A. L’application d’un contrôle de proportionnalité restreint
Le point le plus notable de la décision réside dans l’analyse de la conventionalité du retrait au regard de l’article 8 de la Convention européenne de sauvegarde des droits de l’homme et des libertés fondamentales. Le juge opère une distinction claire : le décret de retrait est « dépourvu d’effet sur la présence sur le territoire français de celui qu’il vise, comme sur ses liens avec les membres de sa famille », ce qui exclut une atteinte au droit au respect de la vie familiale. En revanche, il admet qu’un tel décret « affecte un élément constitutif de l’identité de la personne concernée et est ainsi susceptible de porter atteinte au droit au respect de sa vie privée ». Toutefois, le Conseil d’État conclut immédiatement que, « eu égard à la date à laquelle il est intervenu et aux motifs qui le fondent », le décret ne porte pas une atteinte disproportionnée à ce droit. Ce raisonnement révèle un contrôle de proportionnalité dont l’intensité est manifestement réduite par la mauvaise foi de la requérante. Le mensonge originel semble priver l’atteinte à la vie privée de son caractère disproportionné, le comportement de l’administrée devenant l’élément déterminant de l’appréciation du juge.

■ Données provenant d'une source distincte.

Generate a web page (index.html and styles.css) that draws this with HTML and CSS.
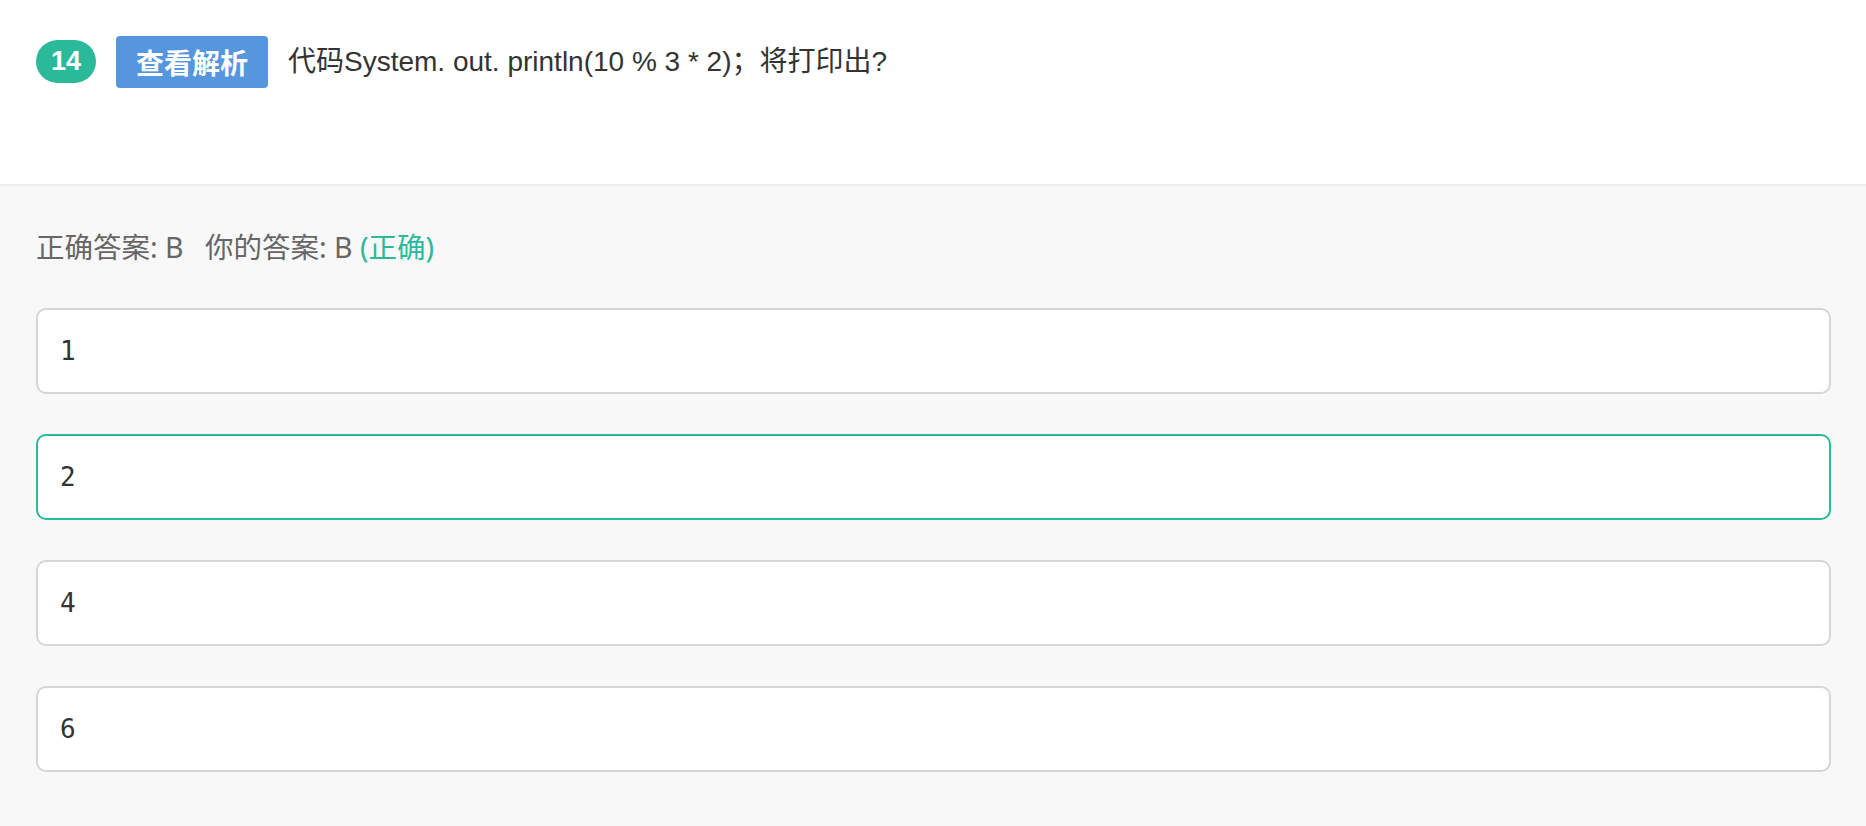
FILE: index.html
```html
<!DOCTYPE html>
<html lang="zh-CN">
<head>
<meta charset="utf-8">
<title>题目 14</title>
<link rel="stylesheet" href="styles.css">
</head>
<body>
<div class="question">
  <span class="num">14</span>
  <span class="analysis-btn">查看解析</span>
  <span class="q-text">代码System. out. println(10 % 3 * 2)；将打印出?</span>
</div>
<div class="answer-area">
  <div class="result">
    <span class="correct-ans">正确答案: B</span>
    <span class="your-ans">你的答案: B <span class="ok">(正确)</span></span>
  </div>
  <div class="options">
    <div class="option">1</div>
    <div class="option selected">2</div>
    <div class="option">4</div>
    <div class="option">6</div>
  </div>
</div>
</body>
</html>
```

FILE: styles.css
```css
* { box-sizing: border-box; }
html, body { margin: 0; padding: 0; }
body {
  background: #f8f8f8;
  min-height: 100vh;
  font-family: "Liberation Sans", "Noto Sans CJK SC", sans-serif;
  color: #333;
}
.question {
  background: #fff;
  height: 186px;
  border-bottom: 2px solid #ebebeb;
  padding: 36px 36px 0;
  display: flex;
  align-items: flex-start;
}
.num {
  width: 60px;
  height: 43px;
  margin-top: 4px;
  border-radius: 22px;
  background: #2bba99;
  color: #fff;
  font-weight: bold;
  font-size: 27px;
  display: flex;
  align-items: center;
  justify-content: center;
  margin-right: 20px;
}
.analysis-btn {
  height: 52px;
  padding: 0 20px;
  border-radius: 4px;
  background: #5596df;
  color: #fff;
  font-family: "Noto Sans CJK SC", sans-serif;
  font-weight: 700;
  font-size: 28px;
  display: flex;
  align-items: center;
  margin-right: 20px;
}
.q-text {
  font-size: 28px;
  line-height: 52px;
  color: #333;
}
.answer-area {
  padding: 41px 35px 0 36px;
}
.result {
  font-family: "Noto Sans", "Noto Sans CJK SC", sans-serif;
  font-size: 28.5px;
  line-height: 40px;
  color: #666;
  margin-bottom: 41px;
}
.your-ans { margin-left: 14px; }
.ok { color: #2bba99; }
.options {
  display: flex;
  flex-direction: column;
  gap: 40px;
}
.option {
  height: 86px;
  background: #fff;
  border: 2px solid #d6d6d6;
  border-radius: 10px;
  padding-left: 22px;
  display: flex;
  align-items: center;
  font-family: "DejaVu Sans Mono", monospace;
  font-size: 26px;
  color: #333;
}
.option.selected { border-color: #2bba99; }
```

B. La portée dissuasive de la précarité du statut frauduleux
En rejetant la requête, le Conseil d’État envoie un signal clair sur la précarité de tout droit acquis par la fraude. La solution réaffirme que la nationalité, bien que constitutive de l’identité, demeure conditionnée à la loyauté de celui qui la sollicite. La décision a une portée dissuasive, rappelant aux postulants l’importance de la sincérité de leurs déclarations et les conséquences sévères qui s’attachent à tout manquement. Le délai de retrait de deux ans, qui court non pas à compter de l’édiction du décret mais « à partir de la découverte de la fraude », confère à l’administration un pouvoir de contrôle étendu dans le temps et renforce l’insécurité juridique de celui qui a sciemment trompé les autorités. Cet arrêt s’inscrit ainsi dans une jurisprudence constante qui fait prévaloir la nécessité de protéger l’intégrité du processus de naturalisation sur la stabilité de la situation individuelle de la personne dont la mauvaise foi est établie. La protection de la vie privée ne saurait dès lors constituer un sanctuaire pour un statut obtenu par un vice originel.